Edison Electric Light Co. was born out of the partnership between Thomas Edison and J.P. Morgan. Sergey Brin’s interest in data mining and Larry Page’s interest in ranking the value of information bore Google. Jim Henson had the puppets, Joan Ganz Cooney had the television network and we got Sesame Street.
It’s a story we all know. But let’s talk about how partnerships, specifically between open innovation and tech transfer, can work for you.
Here’s Fuentek senior tech transfer consultant Dr. Nannette Stangle-Castor’s pitch for the marriage of open innovation and tech transfer: “I truly believe it is through the combining of diverse interests and capabilities that meaningful innovations are developed and important impacts can occur.”

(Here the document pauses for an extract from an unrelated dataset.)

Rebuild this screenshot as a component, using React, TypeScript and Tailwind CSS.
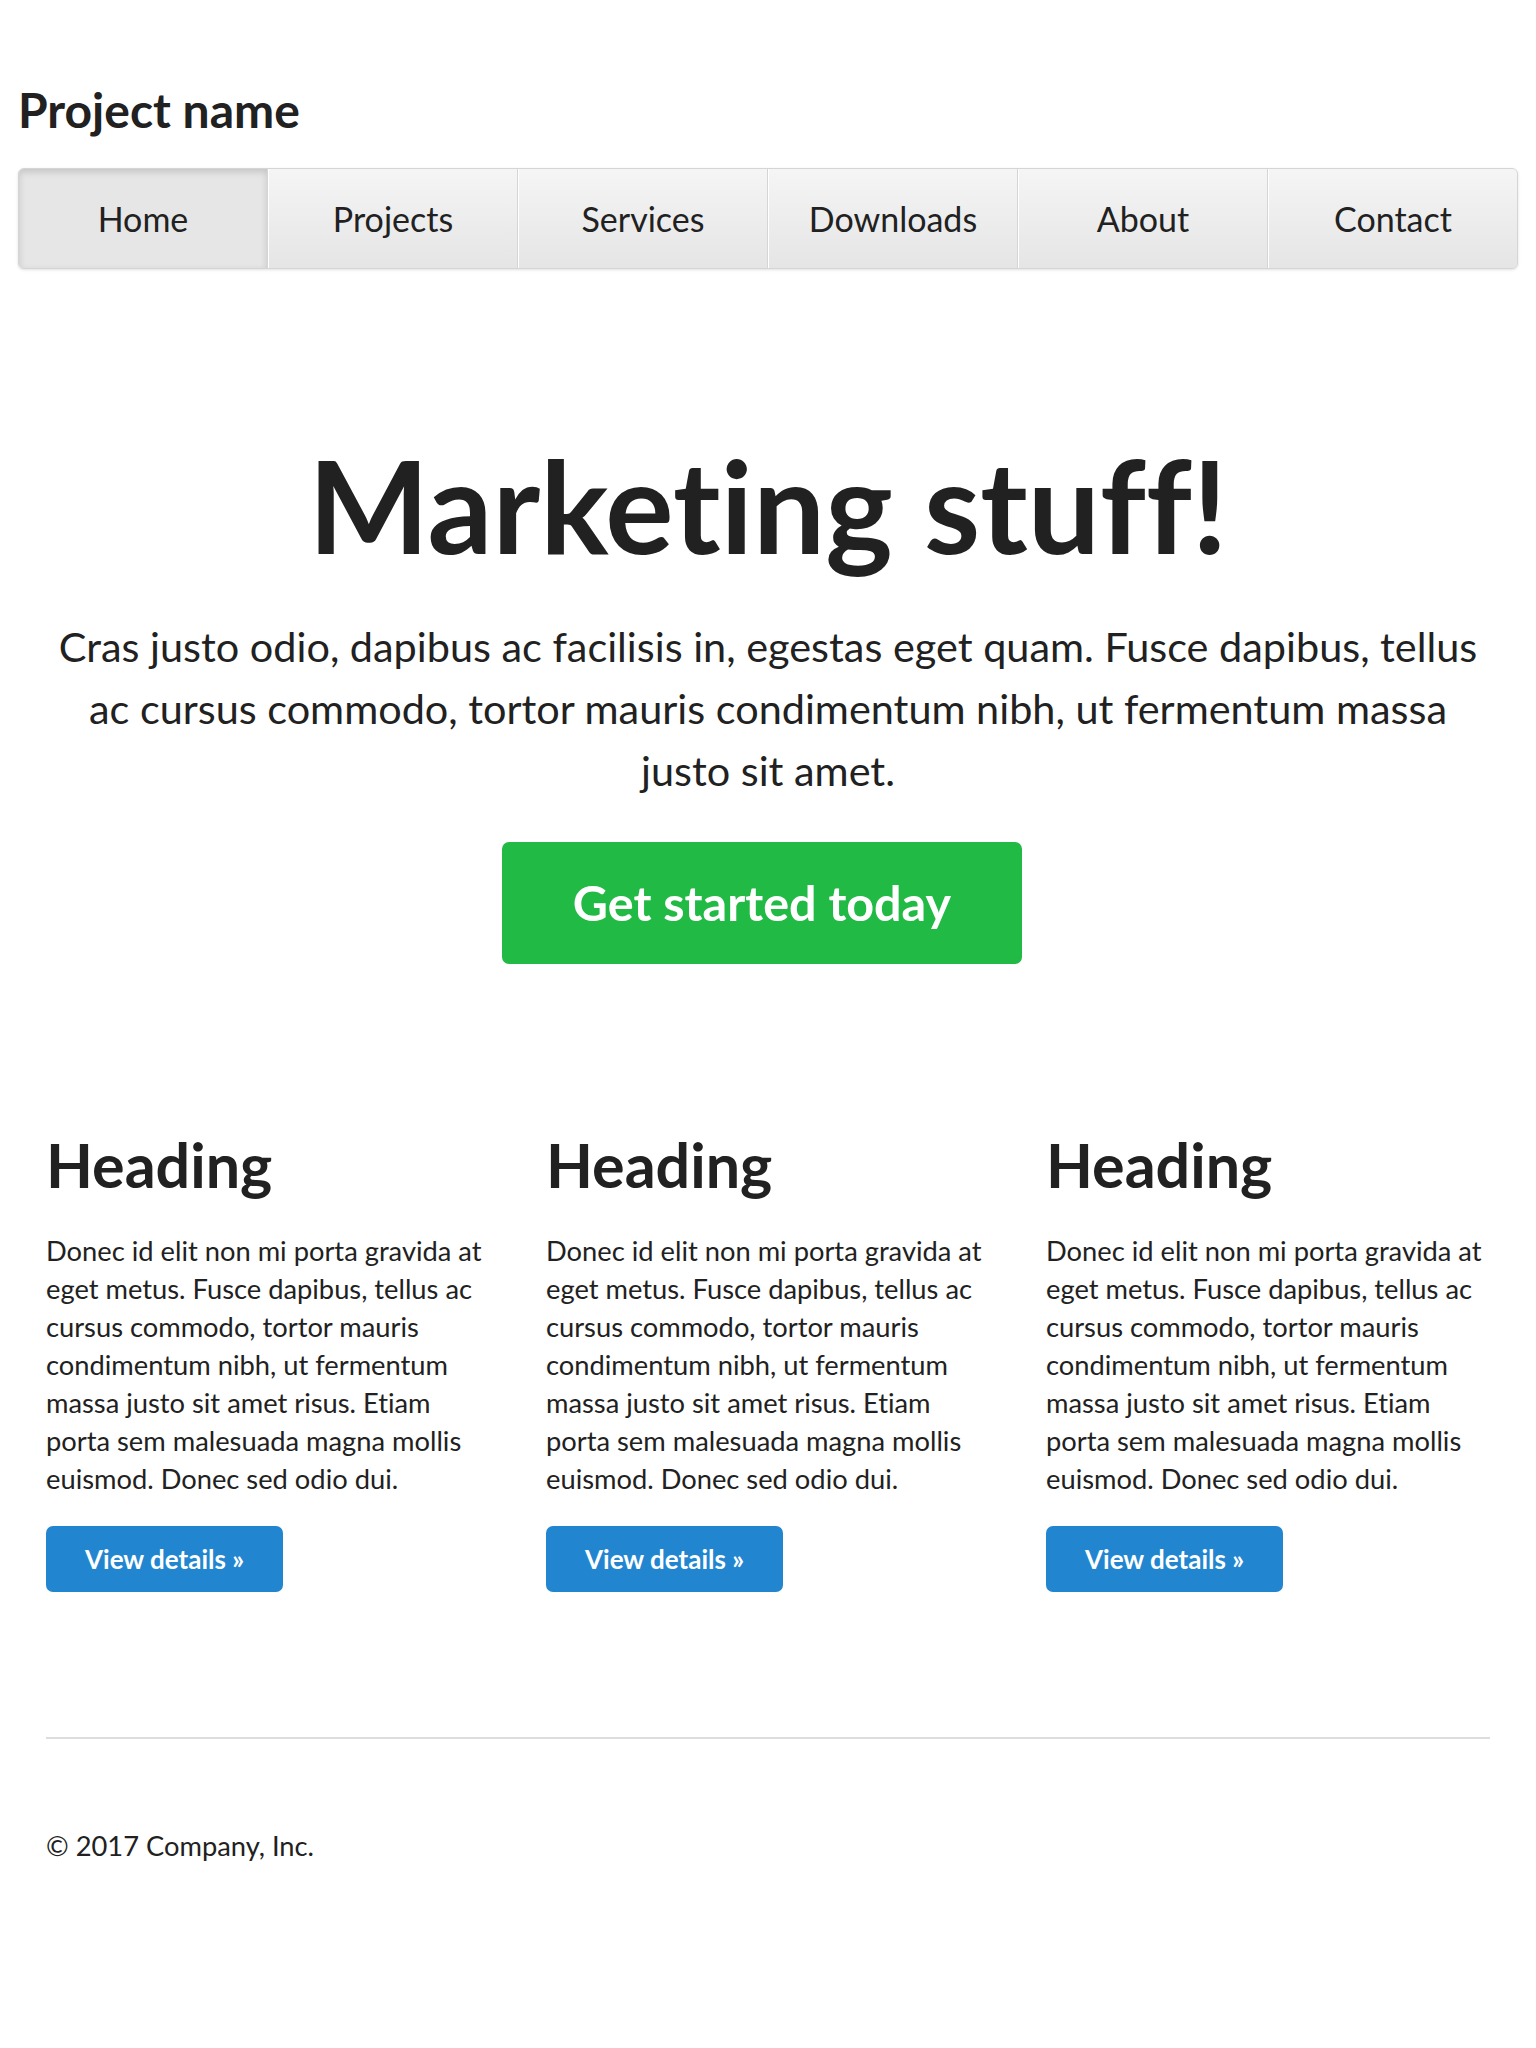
const navItems = ["Home", "Projects", "Services", "Downloads", "About", "Contact"];

const blurb =
  "Donec id elit non mi porta gravida at eget metus. Fusce dapibus, tellus ac cursus commodo, tortor mauris condimentum nibh, ut fermentum massa justo sit amet risus. Etiam porta sem malesuada magna mollis euismod. Donec sed odio dui.";

function Nav() {
  return (
    <nav className="mt-[28px] flex overflow-hidden rounded-[6px] border border-[#d5d5d5] bg-[#eee] shadow-[0_1px_3px_rgba(0,0,0,0.12)]">
      {navItems.map((item, i) => {
        const active = i === 0;
        return (
          <a
            key={item}
            href="#"
            className={
              active
                ? "flex h-[99px] flex-1 items-center justify-center border-r border-[#d5d5d5] bg-[#e6e6e6] text-[34px] leading-[99px] text-[#212121] shadow-[inset_0_3px_7px_rgba(0,0,0,0.15)]"
                : i === navItems.length - 1
                  ? "flex h-[99px] flex-1 items-center justify-center border-l border-white bg-linear-to-b from-[#f5f5f5] to-[#e5e5e5] text-[34px] leading-[99px] text-[#212121]"
                  : "flex h-[99px] flex-1 items-center justify-center border-r border-l border-r-[#d5d5d5] border-l-white bg-linear-to-b from-[#f5f5f5] to-[#e5e5e5] text-[34px] leading-[99px] text-[#212121]"
            }
          >
            {item}
          </a>
        );
      })}
    </nav>
  );
}

function Feature() {
  return (
    <div className="px-[28px]">
      <h2 className="text-[61px] font-bold leading-[1.2]">Heading</h2>
      <p className="mt-[31px] text-[27.3px] leading-[38px]">{blurb}</p>
      <a
        href="#"
        className="mt-[28px] inline-flex h-[66px] items-center rounded-[7px] bg-[#2185d0] px-[39px] text-[26px] font-bold leading-none text-white"
      >
        View details »
      </a>
    </div>
  );
}

export default function App() {
  return (
    <div className="min-h-[2048px] bg-white font-['Lato',sans-serif] text-[#212121] [font-variant-ligatures:none]">
      <div className="px-[18px] pt-[80px]">
        <h3 className="text-[48px] font-bold leading-[60px]">Project name</h3>
        <Nav />

        <section className="mt-[159px] px-[28px] text-center">
          <h1 className="text-[128px] font-bold leading-[1.2]">Marketing stuff!</h1>
          <p className="mt-[33px] text-[41.4px] leading-[62px]">
            Cras justo odio, dapibus ac facilisis in, egestas eget quam. Fusce dapibus, tellus ac cursus
            commodo, tortor mauris condimentum nibh, ut fermentum massa justo sit amet.
          </p>
          <a
            href="#"
            className="mt-[41px] mr-[12px] inline-flex h-[122px] items-center rounded-[7px] bg-[#21ba45] px-[71px] text-[48.5px] font-bold leading-none text-white"
          >
            Get started today
          </a>
        </section>

        <div className="mt-[164px] grid grid-cols-3">
          <Feature />
          <Feature />
          <Feature />
        </div>

        <footer className="mx-[28px] mt-[145px] border-t-2 border-[#dddddd] pt-[91px]">
          <p className="text-[27.3px] leading-[1.2]">© 2017 Company, Inc.</p>
        </footer>
      </div>
    </div>
  );
}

Tim Minshall at the Open Innovation Blog makes a similar argument: “Bringing together start-ups and established firms in mutually beneficial partnerships seems an obvious solution.”
But both warn that successful partnerships aren’t always easy. Here are some strategies to maximize your success at building effective relationships:
Be selective. If you do decide that investing in a partnership is right for your organization, you must then decide where to invest. Everyone’s resources are limited, especially in today’s environment. That means you need to be selective in the partnerships you pursue.
Think long-term. Stangle-Castor offers this proposition: Would you rather invest in a “partnership with a quick, sizable payoff but then is done in 6 months with little potential for follow-on work,” or would you rather pursue a “deal whose near-term impact is small but where the value of the partnership will grow over time?”
Make a realistic assessment. If you’re on the start-up side, assess the readiness of your technology – realistically. Identify tasks and costs associated with production. This assessment will be key in the pursuit of partnerships, as well as the efficient management of those partnerships.
Create a roadmap. Start-ups often want to pursue multiple applications of its technology. Because of this, the start-up should map out those applications and the needed resources, and the established organization should map its capabilities and needs.
Start small. It may be useful for both the start-up and the large firm to work on a small-scale project first. This lets both sides learn how the other operates, allowing for a more productive partnership down the road.
Stay in touch. Keep continual contact; don’t wait until there’s a problem. The large firm should be sure to keep the start-up informed. And the start-up should make sure to attend relevant internal meetings.
It’s not magic. Open innovation, like everything else, is a decision. Stangle-Castor gives this advice: Think about “when to in-license and when your own technology is the best starting point, when to collaborate and when to go it alone, when to use a tool like crowdsourcing and when a more active approach to finding tech solutions is warranted.”